To simplify even further, if we only have the index and the repeat type,

genome_location1    MIR3
genome_location1    AluJb
genome_location2    Tigger1
genome_location3    AT_rich

So the output I'd like to see all duplicate indexes and their repeat types, as such:

genome_location1    MIR3
genome_location1    AluJb

EDIT: added toy example

Olga Botvinnik
  • 1,564
  • 1
  • 14
  • 32
  • 3
    Hi, usually it's good practice to simplify question as much as possible and create toy example with input and desired output. Such a questions are answered much faster and will be useful for future readers. – Roman Pekar Nov 25 '13 at 17:17

7 Answers7

84

Also useful and very succinct:

df[df.index.duplicated()]

Note that this only returns one of the duplicated rows, so to see all the duplicated rows you'll want this:

df[df.index.duplicated(keep=False)]

Matthew
  • 10,361
  • 5
  • 42
  • 54
  • There is a great example in the [docs](https://pandas.pydata.org/pandas-docs/stable/reference/api/pandas.Index.duplicated.html) – agent18 Dec 07 '20 at 23:30
  • 3
    **Example Usage**: 1. `idx = pd.Index(['lama', 'cow', 'lama', 'beetle', 'lama'])` 2. `idx.duplicated()` 3. `array([False, False, True, False, True])` – agent18 Dec 07 '20 at 23:31
23
df.groupby(level=0).filter(lambda x: len(x) > 1)['type']

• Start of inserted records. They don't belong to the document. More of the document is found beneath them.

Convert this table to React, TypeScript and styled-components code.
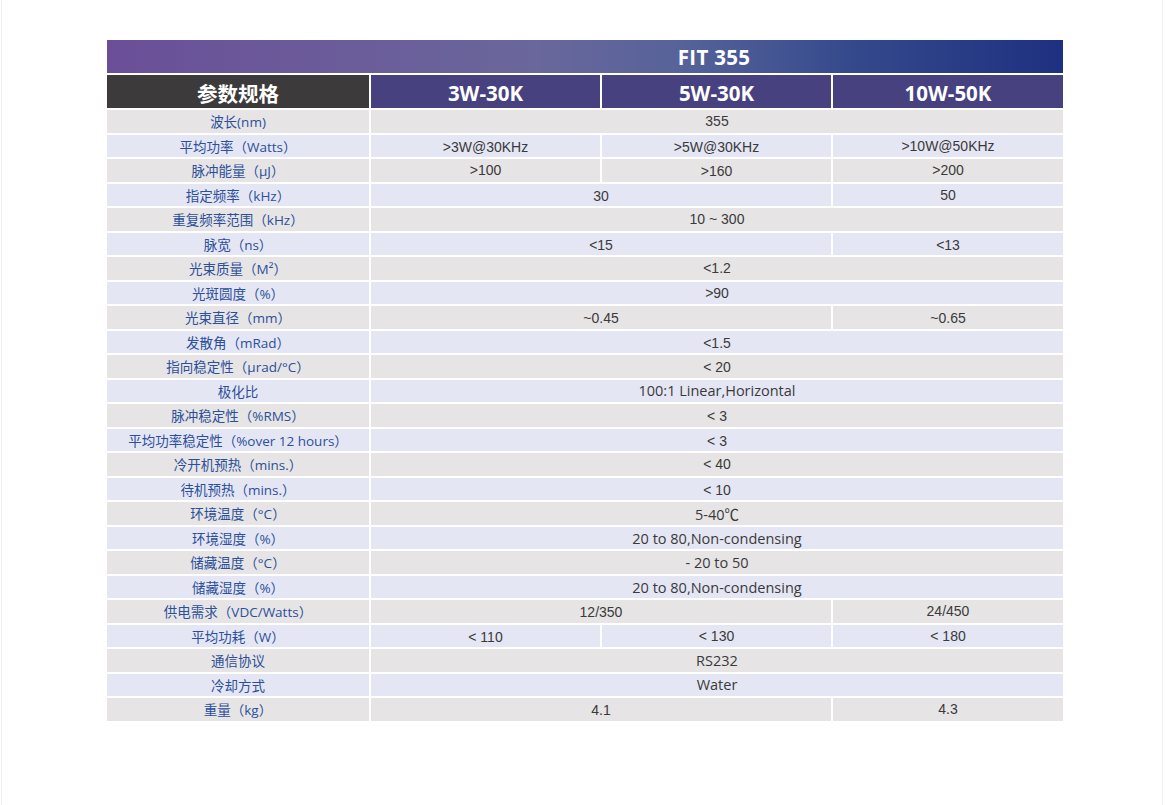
import styled, { createGlobalStyle } from 'styled-components';

const GlobalStyle = createGlobalStyle`
  html, body {
    margin: 0;
    padding: 0;
    background: #ffffff;
  }
`;

const Page = styled.div`
  box-sizing: border-box;
  width: 1162px;
  min-height: 805px;
  margin-left: 1px;
  border-left: 1px solid #efefef;
  border-right: 1px solid #efefef;
  padding: 40px 0 0 105px;
`;

const SpecTable = styled.div`
  display: grid;
  width: 956px;
  grid-template-columns: 262px 229px 229px 230px;
  grid-template-rows: 33px 33px;
  grid-auto-rows: 22.5px;
  gap: 2px;
  background: #ffffff;
`;

const TitleBar = styled.div`
  grid-column: 1 / span 4;
  display: flex;
  align-items: center;
  justify-content: center;
  padding-left: 258px;
  background: linear-gradient(
    90deg,
    #6a4f98 0%,
    #6b5c9a 25%,
    #69679b 45%,
    #56639a 60%,
    #34498c 78%,
    #1e3080 100%
  );
  color: #ffffff;
  font-family: 'Open Sans', 'Noto Sans CJK SC', sans-serif;
  font-weight: 700;
  font-size: 20.5px;
  letter-spacing: 0.3px;
`;

const HeadCell = styled.div<{ $dark?: boolean }>`
  display: flex;
  align-items: center;
  justify-content: center;
  padding-top: 3px;
  background: ${(p) => (p.$dark ? '#3c3a3b' : '#47417f')};
  color: #ffffff;
  font-family: 'Open Sans', 'Noto Sans CJK SC', sans-serif;
  font-weight: 700;
  font-size: 20.5px;
`;

const LabelCell = styled.div<{ $alt: boolean }>`
  display: flex;
  align-items: center;
  justify-content: center;
  background: ${(p) => (p.$alt ? '#e5e6f4' : '#e6e4e5')};
  color: #2b4f9b;
  font-family: 'Open Sans', 'Noto Sans CJK SC', sans-serif;
  font-size: 13.5px;
  white-space: nowrap;
`;

const ValueCell = styled.div<{ $alt: boolean; $span: number; $soft?: boolean; $drop?: number }>`
  grid-column: span ${(p) => p.$span};
  display: flex;
  align-items: center;
  justify-content: center;
  padding-top: ${(p) => (p.$drop ?? 0) * 2}px;
  box-sizing: border-box;
  background: ${(p) => (p.$alt ? '#e5e6f4' : '#e6e4e5')};
  color: #3a3a3a;
  font-family: ${(p) =>
    p.$soft
      ? "'Open Sans', 'Noto Sans CJK SC', sans-serif"
      : "'Liberation Sans', Arial, sans-serif"};
  font-size: ${(p) => (p.$soft ? '14.5px' : '14px')};
  white-space: nowrap;
`;

type Cell = { text: string; span?: number; soft?: boolean; drop?: number };
type Row = { label: string; cells: Cell[] };

const rows: Row[] = [
  { label: '波长(nm)', cells: [{ text: '355', span: 3 }] },
  {
    label: '平均功率（Watts）',
    cells: [{ text: '>3W@30KHz', drop: 1 }, { text: '>5W@30KHz', drop: 1 }, { text: '>10W@50KHz' }],
  },
  {
    label: '脉冲能量（μJ）',
    cells: [{ text: '>100' }, { text: '>160', drop: 1 }, { text: '>200' }],
  },
  { label: '指定频率（kHz）', cells: [{ text: '30', span: 2, drop: 1 }, { text: '50' }] },
  { label: '重复频率范围（kHz）', cells: [{ text: '10 ~ 300', span: 3 }] },
  { label: '脉宽（ns）', cells: [{ text: '<15', span: 2, drop: 1 }, { text: '<13', drop: 1 }] },
  { label: '光束质量（M²）', cells: [{ text: '<1.2', span: 3 }] },
  { label: '光斑圆度（%）', cells: [{ text: '>90', span: 3 }] },
  { label: '光束直径（mm）', cells: [{ text: '~0.45', span: 2, drop: 1 }, { text: '~0.65', drop: 1 }] },
  { label: '发散角（mRad）', cells: [{ text: '<1.5', span: 3, drop: 1 }] },
  { label: '指向稳定性（μrad/°C）', cells: [{ text: '< 20', span: 3, drop: 1 }] },
  { label: '极化比', cells: [{ text: '100:1 Linear,Horizontal', span: 3, soft: true }] },
  { label: '脉冲稳定性（%RMS）', cells: [{ text: '< 3', span: 3, drop: 1 }] },
  { label: '平均功率稳定性（%over 12 hours）', cells: [{ text: '< 3', span: 3, drop: 1 }] },
  { label: '冷开机预热（mins.）', cells: [{ text: '< 40', span: 3 }] },
  { label: '待机预热（mins.）', cells: [{ text: '< 10', span: 3, drop: 1 }] },
  { label: '环境温度（°C）', cells: [{ text: '5-40℃', span: 3, soft: true }] },
  { label: '环境湿度（%）', cells: [{ text: '20 to 80,Non-condensing', span: 3, soft: true, drop: 1 }] },
  { label: '储藏温度（°C）', cells: [{ text: '- 20 to 50', span: 3, soft: true }] },
  { label: '储藏湿度（%）', cells: [{ text: '20 to 80,Non-condensing', span: 3, soft: true, drop: 1 }] },
  { label: '供电需求（VDC/Watts）', cells: [{ text: '12/350', span: 2, drop: 1 }, { text: '24/450' }] },
  {
    label: '平均功耗（W）',
    cells: [{ text: '< 110', drop: 1 }, { text: '< 130' }, { text: '< 180' }],
  },
  { label: '通信协议', cells: [{ text: 'RS232', span: 3, soft: true }] },
  { label: '冷却方式', cells: [{ text: 'Water', span: 3, soft: true }] },
  { label: '重量（kg）', cells: [{ text: '4.1', span: 2, drop: 1 }, { text: '4.3' }] },
];

export default function App() {
  return (
    <>
      <GlobalStyle />
      <Page>
        <SpecTable>
          <TitleBar>FIT 355</TitleBar>
          <HeadCell $dark>参数规格</HeadCell>
          <HeadCell>3W-30K</HeadCell>
          <HeadCell>5W-30K</HeadCell>
          <HeadCell>10W-50K</HeadCell>
          {rows.map((row, i) => {
            const alt = i % 2 === 1;
            return [
              <LabelCell key={`l${i}`} $alt={alt}>
                {row.label}
              </LabelCell>,
              ...row.cells.map((cell, j) => (
                <ValueCell
                  key={`v${i}-${j}`}
                  $alt={alt}
                  $span={cell.span ?? 1}
                  $soft={cell.soft}
                  $drop={cell.drop}
                >
                  {cell.text}
                </ValueCell>
              )),
            ];
          })}
        </SpecTable>
      </Page>
    </>
  );
}
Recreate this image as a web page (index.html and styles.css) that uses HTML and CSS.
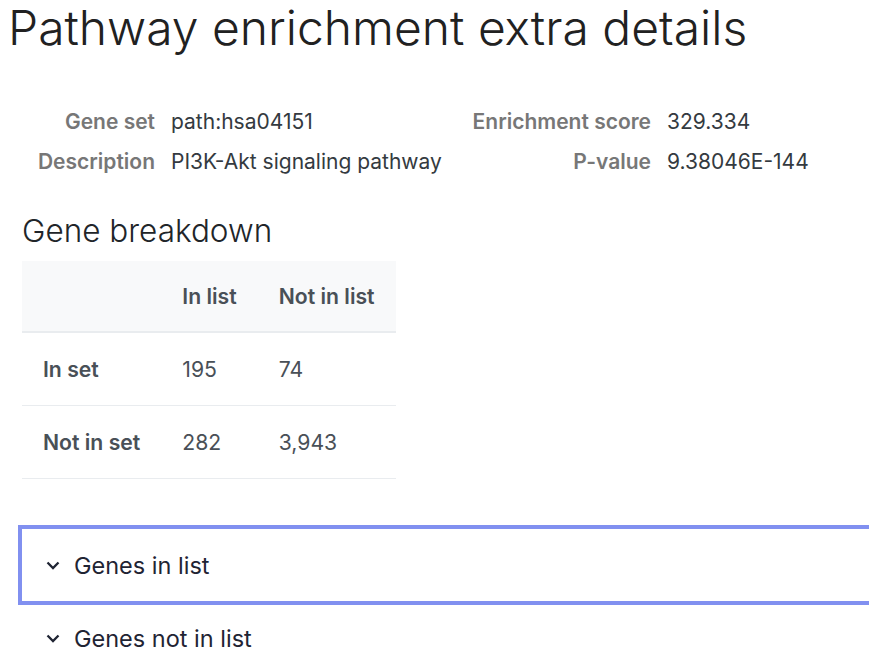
FILE: index.html
```html
<!DOCTYPE html>
<html lang="en">
<head>
<meta charset="utf-8">
<title>Pathway enrichment extra details</title>
<link rel="stylesheet" href="styles.css">
</head>
<body>
<div class="page">
  <h1 class="title">Pathway enrichment extra details</h1>

  <dl class="details">
    <dt>Gene set</dt><dd>path:hsa04151</dd>
    <dt>Enrichment score</dt><dd>329.334</dd>
    <dt>Description</dt><dd>PI3K-Akt signaling pathway</dd>
    <dt>P-value</dt><dd>9.38046E-144</dd>
  </dl>

  <section class="breakdown">
    <h2 class="subtitle">Gene breakdown</h2>
    <table class="matrix">
      <thead>
        <tr><th></th><th>In list</th><th>Not in list</th></tr>
      </thead>
      <tbody>
        <tr><th>In set</th><td>195</td><td>74</td></tr>
        <tr><th>Not in set</th><td>282</td><td>3,943</td></tr>
      </tbody>
    </table>
  </section>

  <div class="accordion">
    <div class="acc-item">
      <button class="acc-btn focused">
        <svg class="chev" width="14" height="9" viewBox="0 0 14 9"><polyline points="1.5,1.5 7,7 12.5,1.5" fill="none" stroke="#1f2433" stroke-width="2.3"/></svg>
        <span>Genes in list</span>
      </button>
    </div>
    <div class="acc-item">
      <button class="acc-btn">
        <svg class="chev" width="14" height="9" viewBox="0 0 14 9"><polyline points="1.5,1.5 7,7 12.5,1.5" fill="none" stroke="#1f2433" stroke-width="2.3"/></svg>
        <span>Genes not in list</span>
      </button>
    </div>
  </div>
</div>
</body>
</html>
```

FILE: styles.css
```css
html, body {
  margin: 0;
  padding: 0;
  background: #ffffff;
  overflow: hidden;
}

.page {
  width: 869px;
  font-family: "Inter", "Noto Sans", sans-serif;
  color: #343a40;
}

.title {
  margin: 0;
  padding-left: 8px;
  font-family: "Inter", "Noto Sans", sans-serif;
  font-weight: 300;
  font-size: 48px;
  line-height: 56px;
  color: #212121;
}

.details {
  margin: 46px 0 0 22px;
  display: grid;
  grid-template-columns: 133px 272px 192px auto;
  column-gap: 16px;
  font-size: 21px;
  line-height: 40px;
}

.details dt {
  text-align: right;
  font-weight: 600;
  color: #777777;
  white-space: nowrap;
}

.details dd {
  margin: 0;
  color: #343a40;
  white-space: nowrap;
}

.breakdown {
  margin: 29px 0 0 22px;
}

.subtitle {
  margin: 0;
  font-weight: 300;
  font-size: 31.5px;
  line-height: 40px;
  color: #212529;
}

.matrix {
  margin-top: 10px;
  border-collapse: collapse;
  font-size: 21.2px;
  color: #495057;
}

.matrix th,
.matrix td {
  padding: 24px 21px;
  text-align: left;
  line-height: 22px;
  white-space: nowrap;
}

.matrix thead th {
  background: #f8f9fa;
  font-weight: 600;
  border-bottom: 2px solid #e9ecef;
}

.matrix tbody th,
.matrix tbody td {
  line-height: 24px;
  border-bottom: 1px solid #e9ecef;
}

.matrix tbody th {
  font-weight: 600;
}

.accordion {
  margin: 50px 0 0 22px;
  width: 900px;
}

.acc-item {
  border-bottom: 1px solid #e5e7eb;
}

.acc-item:last-child {
  border-bottom: none;
}

.acc-btn {
  display: flex;
  align-items: center;
  gap: 14px;
  width: 100%;
  height: 72px;
  padding: 0 0 0 24px;
  border: none;
  background: #ffffff;
  font-family: "Inter", "Noto Sans", sans-serif;
  font-size: 23.5px;
  color: #1f2433;
  text-align: left;
}

.acc-btn.focused {
  outline: 4px solid #8190f0;
  outline-offset: 0;
}

.chev {
  display: block;
}
```
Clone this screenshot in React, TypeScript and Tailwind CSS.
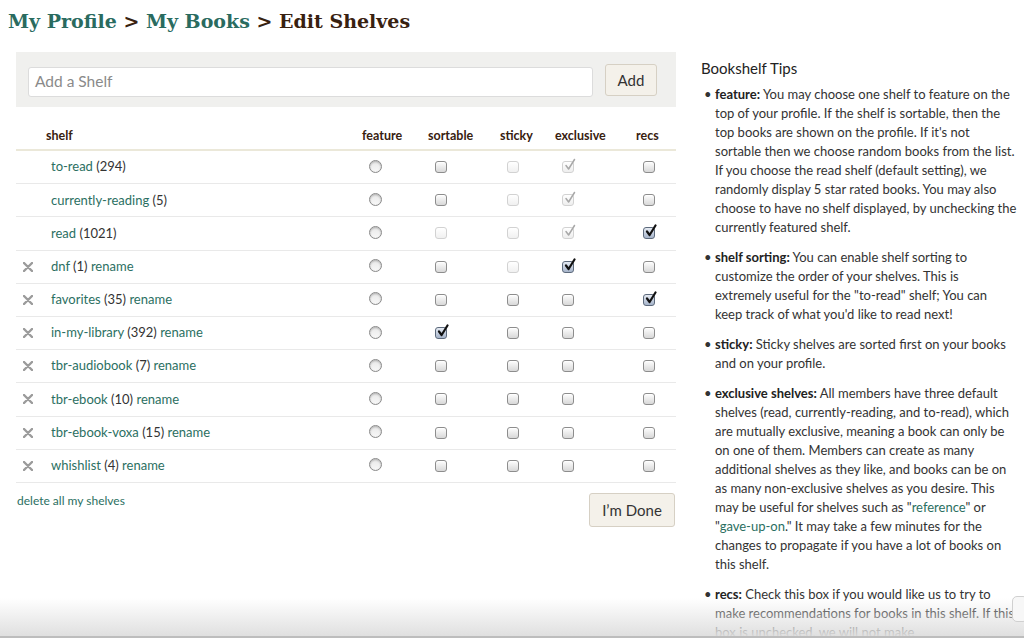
import React from "react";

type Cell = "u" | "d" | "c" | "dc";

const rows: { name: string; count: string; del: boolean; cells: Cell[] }[] = [
  { name: "to-read", count: "(294)", del: false, cells: ["u", "d", "dc", "u"] },
  { name: "currently-reading", count: "(5)", del: false, cells: ["u", "d", "dc", "u"] },
  { name: "read", count: "(1021)", del: false, cells: ["d", "d", "dc", "c"] },
  { name: "dnf", count: "(1)", del: true, cells: ["u", "d", "c", "u"] },
  { name: "favorites", count: "(35)", del: true, cells: ["u", "u", "u", "c"] },
  { name: "in-my-library", count: "(392)", del: true, cells: ["c", "u", "u", "u"] },
  { name: "tbr-audiobook", count: "(7)", del: true, cells: ["u", "u", "u", "u"] },
  { name: "tbr-ebook", count: "(10)", del: true, cells: ["u", "u", "u", "u"] },
  { name: "tbr-ebook-voxa", count: "(15)", del: true, cells: ["u", "u", "u", "u"] },
  { name: "whishlist", count: "(4)", del: true, cells: ["u", "u", "u", "u"] },
];

function Check({ light }: { light?: boolean }) {
  return (
    <svg className="absolute left-[1px] top-[-4px]" width="12" height="14" viewBox="0 0 12 14">
      <path
        d="M2 7.5 L4.6 11 L10.5 1.5"
        fill="none"
        stroke={light ? "#a8a8a8" : "#111"}
        strokeWidth={light ? 1.5 : 2.2}
        strokeLinecap="round"
        strokeLinejoin="round"
      />
    </svg>
  );
}

function Box({ kind }: { kind: Cell }) {
  if (kind === "u")
    return (
      <span className="relative ml-[7px] block h-[12px] w-[12px] rounded-[3px] border border-[#8d8d8d] bg-gradient-to-b from-[#fefefe] to-[#d8d8d8] shadow-[inset_0_1px_0_#fff]" />
    );
  if (kind === "d")
    return (
      <span className="relative ml-[7px] block h-[12px] w-[12px] rounded-[3px] border border-[#d2d2d2] bg-gradient-to-b from-white to-[#f0f0f0]" />
    );
  if (kind === "c")
    return (
      <span className="relative ml-[7px] block h-[12px] w-[12px] rounded-[3px] border border-[#5d6a7c] bg-gradient-to-b from-[#e6ebf3] to-[#a6b4ca]">
        <Check />
      </span>
    );
  return (
    <span className="relative ml-[7px] block h-[12px] w-[12px] rounded-[3px] border border-[#d2d2d2] bg-gradient-to-b from-white to-[#eeeeee]">
      <Check light />
    </span>
  );
}

function Radio() {
  return (
    <span className="ml-[7px] mt-[-2px] block h-[13px] w-[13px] rounded-full border border-[#8a8a8a] bg-gradient-to-b from-[#e8e8e8] to-[#f8f8f8] shadow-[inset_0_1px_2px_rgba(0,0,0,0.25)]" />
  );
}

function XIcon() {
  return (
    <svg width="10" height="10" viewBox="0 0 10 10" className="block">
      <path d="M1 1 L9 9 M9 1 L1 9" stroke="#9b9b9b" strokeWidth="2.4" strokeLinecap="round" />
    </svg>
  );
}

const tips: { label: string; body: React.ReactNode }[] = [
  {
    label: "feature:",
    body: (
      <>
        You may choose one shelf to feature on the top of your profile. If the shelf is sortable, then the top
        books are shown on the profile. If it's not sortable then we choose random books from the list. If you
        choose the read shelf (default setting), we randomly display 5 star rated books. You may also choose to
        have no shelf displayed, by unchecking the currently featured shelf.
      </>
    ),
  },
  {
    label: "shelf sorting:",
    body: (
      <>
        You can enable shelf sorting to customize the order of your shelves. This is extremely useful for the
        "to-read" shelf; You can keep track of what you'd like to read next!
      </>
    ),
  },
  {
    label: "sticky:",
    body: <>Sticky shelves are sorted first on your books and on your profile.</>,
  },
  {
    label: "exclusive shelves:",
    body: (
      <>
        All members have three default shelves (read, currently-reading, and to-read), which are mutually
        exclusive, meaning a book can only be on one of them. Members can create as many additional shelves as
        they like, and books can be on as many non-exclusive shelves as you desire. This may be useful for
        shelves such as "<span className="text-[#2b6f62]">reference</span>" or "
        <span className="text-[#2b6f62]">gave-up-on</span>." It may take a few minutes for the changes to
        propagate if you have a lot of books on this shelf.
      </>
    ),
  },
  {
    label: "recs:",
    body: (
      <>
        Check this box if you would like us to try to make recommendations for books in this shelf. If this box
        is unchecked, we will not make recommendations based on the books in this shelf.
      </>
    ),
  },
];

export default function App() {
  return (
    <div className="relative h-[638px] w-[1024px] overflow-hidden bg-white font-['Lato',sans-serif] text-[#333]">
      <h1 className="h-[52px] pl-[8px] pt-[6px] font-['DejaVu_Serif',serif] text-[19px] font-bold leading-[30px] text-[#382110]">
        <span className="text-[#2a6b5f]">My Profile</span> &gt; <span className="text-[#2a6b5f]">My Books</span>{" "}
        &gt; Edit Shelves
      </h1>

      <div className="flex pl-[16px]">
        {/* left column */}
        <div className="w-[660px]">
          <div className="flex h-[55px] items-start bg-[#f0f0ee] pl-[12px]">
            <div className="mt-[15px] flex h-[30px] w-[565px] items-center rounded-[3px] border border-[#dcdcdc] bg-white pl-[6px] text-[15.5px] text-[#8a8a8a]">
              Add a Shelf
            </div>
            <button className="ml-[12px] mt-[12px] h-[32px] w-[52px] rounded-[3px] border border-[#d6d0c4] bg-[#f4f1ea] text-[15px] text-[#333]">
              Add
            </button>
          </div>

          <div className="mt-[16px] grid h-[28px] grid-cols-[30px_316px_66px_72px_55px_81px_40px] items-center border-b-2 border-[#ebe8d9] text-[12.5px] font-bold text-[#382110]">
            <div />
            <div>shelf</div>
            <div>feature</div>
            <div>sortable</div>
            <div>sticky</div>
            <div>exclusive</div>
            <div>recs</div>
          </div>

          {rows.map((r) => (
            <div
              key={r.name}
              className="grid h-[33.2px] grid-cols-[30px_316px_66px_72px_55px_81px_40px] items-center border-b border-[#e9e9e9] text-[13px]"
            >
              <div className="flex justify-start pl-[7px]">{r.del ? <XIcon /> : null}</div>
              <div className="pl-[5px]">
                <span className="text-[#2b6f62]">{r.name}</span> <span className="text-[#333]">{r.count}</span>
                {r.del ? <span className="text-[#2b6f62]"> rename</span> : null}
              </div>
              <div className="flex items-center">
                <Radio />
              </div>
              {r.cells.map((c, i) => (
                <div key={i} className="flex items-center">
                  <Box kind={c} />
                </div>
              ))}
            </div>
          ))}

          <div className="flex items-start justify-between">
            <div className="mt-[10px] pl-[1px] text-[12px] leading-[16px] text-[#2b6f62]">delete all my shelves</div>
            <button className="mr-[1px] mt-[10px] h-[34px] w-[86px] rounded-[3px] border border-[#d6d0c4] bg-[#f4f1ea] text-[15px] text-[#333]">
              I’m Done
            </button>
          </div>
        </div>

        {/* right column */}
        <div className="ml-[25px] w-[316px] pt-[6px]">
          <div className="text-[15px] leading-[20px] text-[#222]">Bookshelf Tips</div>
          <ul className="mt-[7px]">
            {tips.map((t) => (
              <li key={t.label} className="mb-[11px] flex text-[13px] leading-[19px]">
                <span className="w-[14px] shrink-0 pl-[3px]">•</span>
                <span className="w-[302px]">
                  <b className="font-bold text-[#222]">{t.label}</b> {t.body}
                </span>
              </li>
            ))}
          </ul>
        </div>
      </div>

      {/* browser bottom fade overlay */}
      <div className="pointer-events-none absolute bottom-0 left-0 right-0 h-[40px] bg-gradient-to-b from-white/0 to-[#dedede]" />
      <div className="pointer-events-none absolute bottom-0 left-0 right-0 h-[2px] bg-[#bdbdbd]" />
      <div className="absolute right-[-4px] top-[596px] h-[26px] w-[16px] rounded-[5px] border border-[#d0d0d0] bg-[#f7f7f7]" />
    </div>
  );
}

We added filter method for this kind of operation. You can also use masking and transform for equivalent results, but this is faster, and a little more readable too.

Important:

The filter method was introduced in version 0.12, but it failed to work on DataFrames/Series with nonunique indexes. The issue -- and a related issue with transform on Series -- was fixed for version 0.13, which should be released any day now.

Clearly, nonunique indexes are the heart of this question, so I should point out that this approach will not help until you have pandas 0.13. In the meantime, the transform workaround is the way to go. Be ware that if you try that on a Series with a nonunique index, it too will fail.

There is no good reason why filter and transform should not be applied to nonunique indexes; it was just poorly implemented at first.

Dan Allan
  • 34,073
  • 6
  • 70
  • 63
  • this one is not working for me, I've tried even `df.groupby(level=0).filter(lambda x: True)`, receiving `Exception: Reindexing only valid with uniquely valued Index objects`. – Roman Pekar Nov 25 '13 at 19:32
  • Good catch! This particular use encounters a bug that was fixed for v0.13, which obviously many users do not have. Answer updated. – Dan Allan Nov 25 '13 at 19:58
  • Thanks! I'm still on 0.12 and will stick to it until v0.13 is fully released because I'm sharing a codebase and `virtualenv` messes everything up for me. I'll switch to this once we upgrade! Thanks! I've been using `pandas` for a year but I'm still wrapping my mind around `groupby`s – Olga Botvinnik Nov 25 '13 at 20:12
  • 1
    When looking at efficiency, I doubt this is faster than `df.set_index('type').index.duplicates` - since it has to iterate through every single group in order to perform, instead of looking at it "from outside the groups". – FooBar May 05 '14 at 10:49
  • I didn't know about `index.duplicates`. Add it as an answer; that's definitely better. – Dan Allan May 06 '14 at 12:53
22

Even faster and better:

df.index.get_duplicates()
feetwet
  • 3,248
  • 7
  • 46
  • 84
  • 2
    good answer but it comes with future warning for pandas 0.23.4 `'get_duplicates' is deprecated and will be removed in a future release. You can use idx[idx.duplicated()].unique() instead` – Ali Faizan Feb 04 '19 at 13:12
9

As of 9/21/18 Pandas indicates FutureWarning: 'get_duplicates' is deprecated and will be removed in a future release, instead suggesting the following:

df.index[df.index.duplicated()].unique()
Jwok
  • 646
  • 9
  • 23
7
>>> df[df.groupby(level=0).transform(len)['type'] > 1]
                   type
genome_location1   MIR3
genome_location1  AluJb
Roman Pekar
  • 107,110
  • 28
  • 195
  • 197
2

More succinctly:

df[df.groupby(level=0).type.count() > 1]

FYI a multi-index:

df[df.groupby(level=[0,1]).type.count() > 1]
Fil
  • 1,766
  • 1
  • 15
  • 15
-1

This gives you index values along with a preview of duplicated rows

def dup_rows_index(df):
  dup = df[df.duplicated()]
  print('Duplicated index loc:',dup[dup == True ].index.tolist())
  return dup